Mais le Catéchisme de Heidelberg poursuit dans sa lancée et pose
ensuite deux questions (84 et 85) en reprenant les deux aspects mentionnés à
la question-réponse 83 : Comment le Royaume des cieux est-il ouvert ou fermé par la prédication
de l’Evangile ? Réponse :
Selon l’ordre du Christ, celle-ci
annonce et atteste publiquement à tous les fidèles en général, et à chacun
en particulier, que lorsqu’ils saisissent avec une vraie foi sa promesse, tous
leurs péchés leur sont véritablement pardonnés par Dieu à cause des mérites
du Christ ; et au contraire, elle déclare aux incrédules et aux
hypocrites que la colère de Dieu et la damnation éternelle demeurent sur eux
aussi longtemps qu’ils ne se convertissent pas.
C’est selon ce témoignage de l’Evangile que Dieu jugera les uns et
les autres dans cette vie et dans celle qui est à venir.
La question 85, elle, est formulée de la manière suivante : Comment
le Royaume des cieux est-il ouvert et fermé par la discipline ecclésiale ?
Réponse : Selon l’ordre
du Christ, ceux qui, se prétendant chrétiens, enseignent une doctrine ou mènent
une vie non-chrétienne, reçoivent plusieurs avertissements fraternels.
S’ils ne renoncent pas à leurs erreurs et à leurs vices, ils sont cités
devant l’Eglise, ou devant ceux qui ont été établis pour cela par
l’Eglise. Et s’ils méprisent
aussi ces exhortations, ils sont exclus, par l’interdiction des sacrements, de
la communauté chrétienne et, par Dieu lui-même, du Royaume du Christ.
Mais ils sont reçus à nouveau comme membres du Christ et de l’Eglise
s’ils promettent et manifestent un réel amendement.
Comme vous l’avez constaté, cette section du catéchisme de Heidelberg a
très directement rapport avec le thème de nos émissions.
Il s’agit de corriger les péchés qui sont soit de l’ordre d’une
vie d’inconduite, soit de l’ordre de doctrines contraires à l’Évangile,
propagées comme si elles étaient la vérité.

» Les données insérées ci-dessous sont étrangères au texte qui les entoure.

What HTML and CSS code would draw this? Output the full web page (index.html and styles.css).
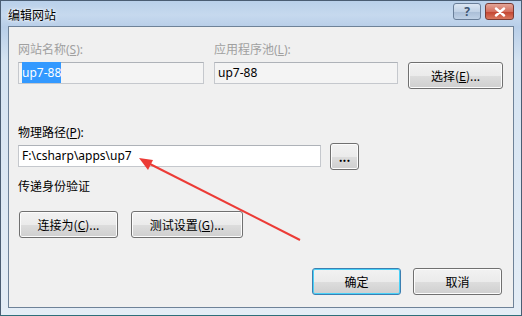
FILE: index.html
```html
<!DOCTYPE html>
<html lang="zh-CN">
<head>
    <meta charset="UTF-8" />
    <title>编辑网站</title>
    <link rel="stylesheet" href="styles.css">
</head>
<body>
    <div class="window">
        <div class="titlebar">
            <span class="title">编辑网站</span>
            <div class="caption-buttons">
                <div class="cap-btn help">?</div>
                <div class="cap-btn close">
                    <svg width="12" height="10" viewBox="0 0 12 10">
                        <path d="M2 1.5 L10 8.5 M10 1.5 L2 8.5" stroke="#fff" stroke-width="2.4" stroke-linecap="round" />
                    </svg>
                </div>
            </div>
        </div>
        <div class="client">
            <div class="site-grid">
                <label class="label disabled">网站名称(<u>S</u>):</label>
                <label class="label disabled">应用程序池(<u>L</u>):</label>
                <span></span>
                <div class="textbox readonly"><span class="selected">up7-88</span></div>
                <div class="textbox readonly">up7-88</div>
                <button class="btn select-btn">选择(<u>E</u>)...</button>
            </div>

            <div class="path-grid">
                <label class="label">物理路径(<u>P</u>):</label>
                <span></span>
                <div class="textbox white">F:\csharp\apps\up7</div>
                <button class="btn dots-btn">...</button>
            </div>

            <div class="label auth-label">传递身份验证</div>
            <div class="auth-buttons">
                <button class="btn connect-btn">连接为(<u>C</u>)...</button>
                <button class="btn test-btn">测试设置(<u>G</u>)...</button>
            </div>

            <div class="dialog-buttons">
                <button class="btn default">确定</button>
                <button class="btn">取消</button>
            </div>
        </div>

        <!-- annotation arrow drawn over the dialog -->
        <svg class="arrow" width="522" height="316" viewBox="0 0 522 316">
            <line x1="300" y1="240" x2="146" y2="162" stroke="#ec3b36" stroke-width="2" />
            <polygon points="139,158 153,160 148,170" fill="#ec3b36" />
        </svg>
    </div>
</body>
</html>
```

FILE: styles.css
```css
body {
    margin: 0;
    font-family: "Noto Sans", "Noto Sans CJK SC", sans-serif;
    font-size: 12px;
    color: #000;
}

.window {
    position: relative;
    width: 522px;
    height: 316px;
    box-sizing: border-box;
    border: 1px solid #4a5d73;
    border-bottom-color: #2f6f7a;
    background: linear-gradient(to bottom, #b9d0ea 0px, #c6d9ee 14px, #b8cee8 26px, #d5e3f1 60px, #e4edf6 100%);
    display: flex;
    flex-direction: column;
    padding: 0 7px 7px 7px;
}

.titlebar {
    height: 25px;
    display: flex;
    justify-content: space-between;
    align-items: flex-start;
    flex-shrink: 0;
}

.title {
    margin-top: 6px;
    padding-left: 0;
    font-family: "Noto Sans CJK SC", sans-serif;
    font-size: 12px;
    line-height: 16px;
    text-shadow: 0 0 4px #fff, 0 0 2px #fff;
}

.caption-buttons {
    display: flex;
    gap: 4px;
    margin-top: 2px;
}

.cap-btn {
    height: 17px;
    box-sizing: border-box;
    border: 1px solid #6a7f99;
    border-radius: 3px;
    display: flex;
    align-items: center;
    justify-content: center;
}

.help {
    width: 28px;
    background: linear-gradient(to bottom, #dbe6f3 0%, #c1d2e6 50%, #a9bdd6 51%, #bfd1e6 100%);
    color: #3d5572;
    font-weight: bold;
    font-size: 12px;
    line-height: 15px;
}

.close {
    width: 29px;
    border-color: #7a3c34;
    background: linear-gradient(to bottom, #e4a597 0%, #d4705f 50%, #c2432f 51%, #d9785f 100%);
}

.client {
    flex: 1;
    background: #f0f0f0;
    border: 1px solid #6e8298;
    padding: 14px 11px 0 9px;
    display: flex;
    flex-direction: column;
}

.label {
    line-height: 17px;
    font-family: "Noto Sans", "Noto Sans CJK SC", sans-serif;
}

.label.disabled {
    color: #a0a0a0;
}

.site-grid {
    display: grid;
    grid-template-columns: 186px 184px 95px;
    column-gap: 10px;
    row-gap: 4px;
    align-items: start;
}

.textbox {
    height: 22px;
    box-sizing: border-box;
    border: 1px solid #c5c8cd;
    border-top-color: #aeb2b8;
    padding: 0 3px;
    line-height: 20px;
    white-space: nowrap;
}

.textbox.readonly {
    background: #f4f4f4;
}

.textbox.white {
    background: #fff;
}

.selected {
    background: #3399ff;
    color: #fff;
    padding: 2px 0;
}

.btn {
    box-sizing: border-box;
    height: 27px;
    border: 1px solid #707070;
    border-radius: 3px;
    background: linear-gradient(to bottom, #f2f2f2 0%, #ebebeb 50%, #dddddd 51%, #cfcfcf 100%);
    box-shadow: inset 0 0 0 1px #fcfcfc;
    font-family: "Noto Sans CJK SC", sans-serif;
    font-size: 12px;
    color: #000;
    padding: 0;
}

.btn u {
    text-decoration: underline;
}

.select-btn {
    width: 95px;
}

.path-grid {
    margin-top: 35px;
    display: grid;
    grid-template-columns: 303px 29px;
    column-gap: 9px;
    row-gap: 4px;
}

.dots-btn {
    width: 29px;
    margin-top: -2px;
    font-weight: bold;
    line-height: 12px;
}

.auth-label {
    margin-top: 8px;
}

.auth-buttons {
    margin-top: 16px;
    margin-left: 1px;
    display: flex;
    gap: 13px;
}

.connect-btn {
    width: 99px;
}

.test-btn {
    width: 112px;
}

.dialog-buttons {
    margin-top: 30px;
    display: flex;
    justify-content: flex-end;
    gap: 12px;
}

.dialog-buttons .btn {
    width: 89px;
}

.btn.default {
    border-color: #3c7fb1;
    box-shadow: inset 0 0 0 1px #48d1f8;
}

.arrow {
    position: absolute;
    left: -1px;
    top: -1px;
    pointer-events: none;
}
```
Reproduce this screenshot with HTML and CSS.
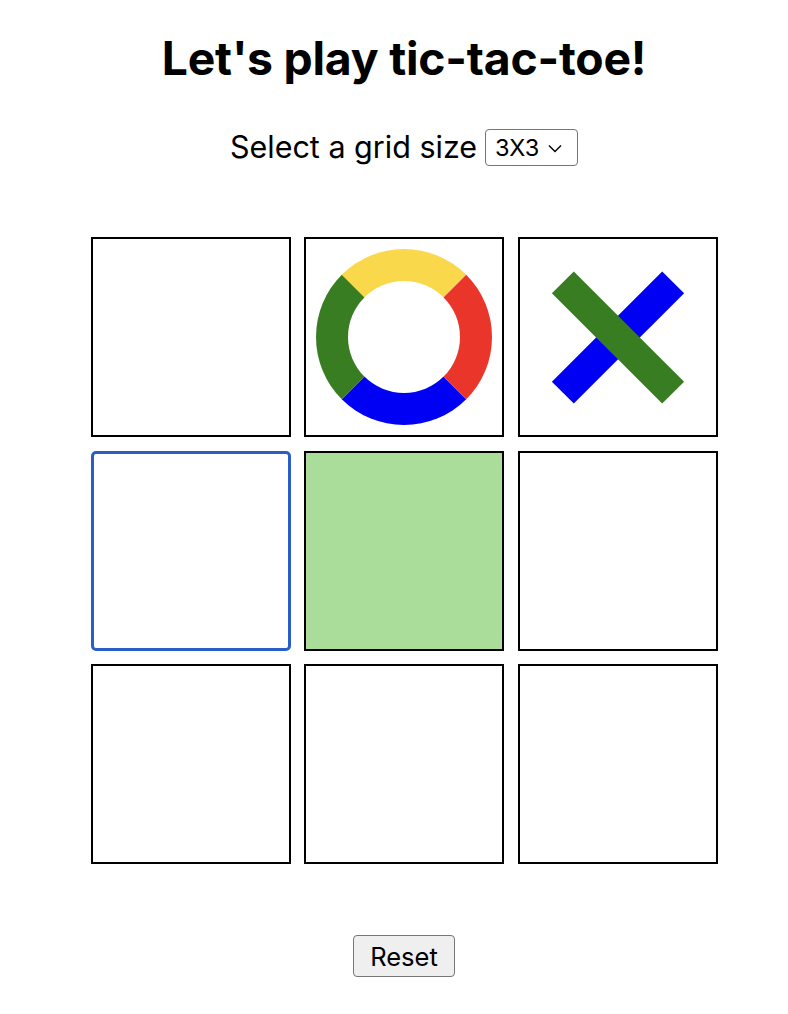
FILE: index.html
```html
<!DOCTYPE html>
<html lang="en">
<head>
<meta charset="utf-8">
<title>Tic-tac-toe</title>
<link rel="stylesheet" href="styles.css">
</head>
<body>
<main class="app">
  <h1 class="title">Let's play tic-tac-toe!</h1>
  <div class="size-row">
    <label class="size-label" for="size">Select a grid size</label>
    <div class="select">
      <span class="select-value">3X3</span>
      <svg class="chev" viewBox="0 0 14 9" width="14" height="9"><path d="M1 1.5 L7 7.5 L13 1.5" fill="none" stroke="#000" stroke-width="1.4"/></svg>
    </div>
  </div>
  <div class="board">
    <div class="cell"></div>
    <div class="cell"><div class="ring"></div></div>
    <div class="cell">
      <div class="cross">
        <span class="bar bar-blue"></span>
        <span class="bar bar-green"></span>
      </div>
    </div>
    <div class="cell cell-focus"></div>
    <div class="cell cell-hover"></div>
    <div class="cell"></div>
    <div class="cell"></div>
    <div class="cell"></div>
    <div class="cell"></div>
  </div>
  <div class="actions">
    <button class="reset" type="button">Reset</button>
  </div>
</main>
</body>
</html>
```
FILE: styles.css
```css
html, body {
  margin: 0;
  padding: 0;
  background: #fff;
}
body {
  font-family: Inter, "Liberation Sans", Arial, sans-serif;
  color: #000;
}
.app {
  padding: 0 0 0 20px;
  display: flex;
  flex-direction: column;
  align-items: center;
}
.title {
  margin: 30px 0 0;
  font-size: 46.3px;
  line-height: 56px;
  font-weight: 700;
  letter-spacing: -0.2px;
}
.size-row {
  margin-top: 41px;
  display: flex;
  align-items: center;
  gap: 8px;
}
.size-label {
  font-size: 30.5px;
  line-height: 36px;
}
.select {
  box-sizing: border-box;
  width: 93px;
  height: 37px;
  border: 1px solid #767676;
  border-radius: 4px;
  display: flex;
  align-items: center;
  padding: 0 7px 0 9px;
  gap: 9px;
  margin-top: 2px;
}
.select-value {
  font-size: 23.5px;
  line-height: 26px;
}
.chev {
  display: block;
  margin-top: 1px;
}
.board {
  margin-top: 71px;
  display: grid;
  grid-template-columns: repeat(3, 200px);
  grid-auto-rows: 200px;
  gap: 13.5px;
}
.cell {
  box-sizing: border-box;
  border: 2px solid #000;
  background: #fff;
  display: flex;
  align-items: center;
  justify-content: center;
  position: relative;
}
.cell-focus {
  border: 3px solid #2a5dc8;
  border-radius: 5px;
}
.cell-hover {
  background: #abdd9a;
}
.ring {
  box-sizing: border-box;
  width: 176px;
  height: 176px;
  border-radius: 50%;
  border: 32px solid;
  border-color: #f9d84b #e9352a #0000f5 #387d22;
}
.cross {
  position: relative;
  width: 156px;
  height: 156px;
}
.bar {
  position: absolute;
  left: 0;
  top: 62.5px;
  width: 156px;
  height: 31px;
}
.bar-blue {
  background: #0000f5;
  transform: rotate(-45deg);
}
.bar-green {
  background: #387d22;
  transform: rotate(45deg);
}
.actions {
  margin-top: 71px;
}
.reset {
  box-sizing: border-box;
  width: 102px;
  height: 42px;
  font-family: Inter, "Liberation Sans", Arial, sans-serif;
  font-size: 25.5px;
  color: #000;
  background: #efefef;
  border: 1px solid #767676;
  border-radius: 4px;
  padding: 0;
}
```
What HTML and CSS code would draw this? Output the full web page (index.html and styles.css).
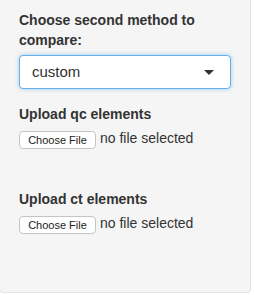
FILE: index.html
```html
<!DOCTYPE html>
<html lang="en">
<head>
    <meta charset="UTF-8">
    <title>Compare methods</title>
    <link rel="stylesheet" href="styles.css">
</head>
<body>
<div class="well">
    <div class="form-group">
        <label class="control-label">Choose second method to compare:</label>
        <div class="select-box">
            <span>custom</span>
            <span class="caret"></span>
        </div>
    </div>

    <div class="form-group file-group">
        <label class="control-label">Upload qc elements</label>
        <div class="file-row">
            <span class="file-btn">Choose File</span>
            <span class="file-name">no file selected</span>
        </div>
    </div>

    <div class="form-group file-group">
        <label class="control-label">Upload ct elements</label>
        <div class="file-row">
            <span class="file-btn">Choose File</span>
            <span class="file-name">no file selected</span>
        </div>
    </div>
</div>
</body>
</html>
```

FILE: styles.css
```css
/* sidebar panel, bootstrap-ish */
body {
    margin: 0;
    font-family: "Liberation Sans", Arial, sans-serif;
    font-size: 14px;
    line-height: 20px;
    color: #333;
    background: #fff;
}
.well {
    width: 212px;
    margin: -10px 0 0 -1px;
    padding: 19px;
    background: #f5f5f5;
    border: 1px solid #e3e3e3;
    border-radius: 4px;
}
.form-group {
    margin-bottom: 15px;
}
.file-group {
    margin-bottom: 0;
    padding-bottom: 39px;
}
.well .form-group:last-child {
    padding-bottom: 38px;
}
.control-label {
    display: block;
    font-weight: bold;
    margin-bottom: 5px;
}
.select-box {
    display: flex;
    justify-content: space-between;
    align-items: center;
    height: 34px;
    box-sizing: border-box;
    padding: 0 16px 0 12px;
    background: #fff;
    border: 1px solid #66afe9;
    border-radius: 4px;
    box-shadow: 0 0 4px rgba(102, 175, 233, 0.6);
    font-size: 15px;
}
.caret {
    width: 0;
    height: 0;
    border-left: 5px solid transparent;
    border-right: 5px solid transparent;
    border-top: 5px solid #333;
    margin-top: 1px;
}
.file-row {
    display: flex;
    align-items: center;
    height: 21px;
}
.file-btn {
    display: inline-block;
    height: 17px;
    line-height: 16px;
    padding: 0 6px;
    box-sizing: border-box;
    height: 18px;
    width: 77px;
    text-align: center;
    background: #fff;
    border: 1px solid #c4c4c4;
    border-radius: 4px;
    font-size: 11px;
    color: #222;
    margin-top: 1px;
}
.file-name {
    margin-left: 4px;
    font-size: 14px;
    margin-top: -4px;
}
```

Quelque soixante ans après la rédaction du Catéchisme par une équipe
de théologiens réunis dans la ville de Heidelberg, en Allemagne, un grand
synode d’églises néerlandaises se déroulait entre 1618 et 1619 dans la
ville de Dordrecht, aux Pays-Bas. Entre
autres textes très importants, il allait sortir de ce Synode un ordre ecclésiastique
inspiré des écrits du réformateur français Jean Calvin, et prenant pour base
confessionnelle le catéchisme de Heidelberg, ainsi que certains autres textes
issus de la Réforme. Cet ordre ecclésiastique
sera ensuite adopté par un grand nombre d’églises réformées de par le
monde ; il est d’ailleurs toujours aujourd’hui en vigueur au sein de
bien d’entre elles. Comprenant
dans sa version actuelle quelque 86 articles, il consacre une section très
importante à la question de l’ordre à suivre par rapport à ce qu’énonce
le catéchisme de Heidelberg au dimanche 31 (que nous avons lu), le tout fondé
sur la voie prescrite par Jésus-Christ en Matthieu chapitre 18.
Je voudrais vous lire, pour terminer cette émission, le début de cette
section, à partir de l’article 71 : La
discipline ecclésiastique est spirituelle; donc - en dehors des peines prononcées
par l’autorité civile - la censure spirituelle est nécessaire pour préserver
l’honneur de Dieu, pour réconcilier le pécheur avec l’église et avec son
prochain et pour ôter toute offense de l’église du Christ.
Article 72 : Si donc quelqu’un
pèche par rapport à la pureté de la doctrine ou à la piété de son
comportement personnel, pour autant que cela reste caché et ne donne lieu à
aucune offense en public, il faut s’en tenir à la règle clairement prescrite
par le Christ en Matthieu 18.
Article 73 : Les péchés secrets
dont le pécheur s’est repenti après avoir été repris par une personne en
privé, ou bien en présence de deux ou trois témoins, ne doivent pas être
rapportés au conseil de l’église.
Article 74 : Si quelqu’un, après
qu’il ait été repris par deux ou trois personnes avec amour à propos d’un
péché secret, ne veut rien entendre ou s’il commet un péché connu
publiquement, l’affaire doit être soumise à l’attention du conseil de l’église.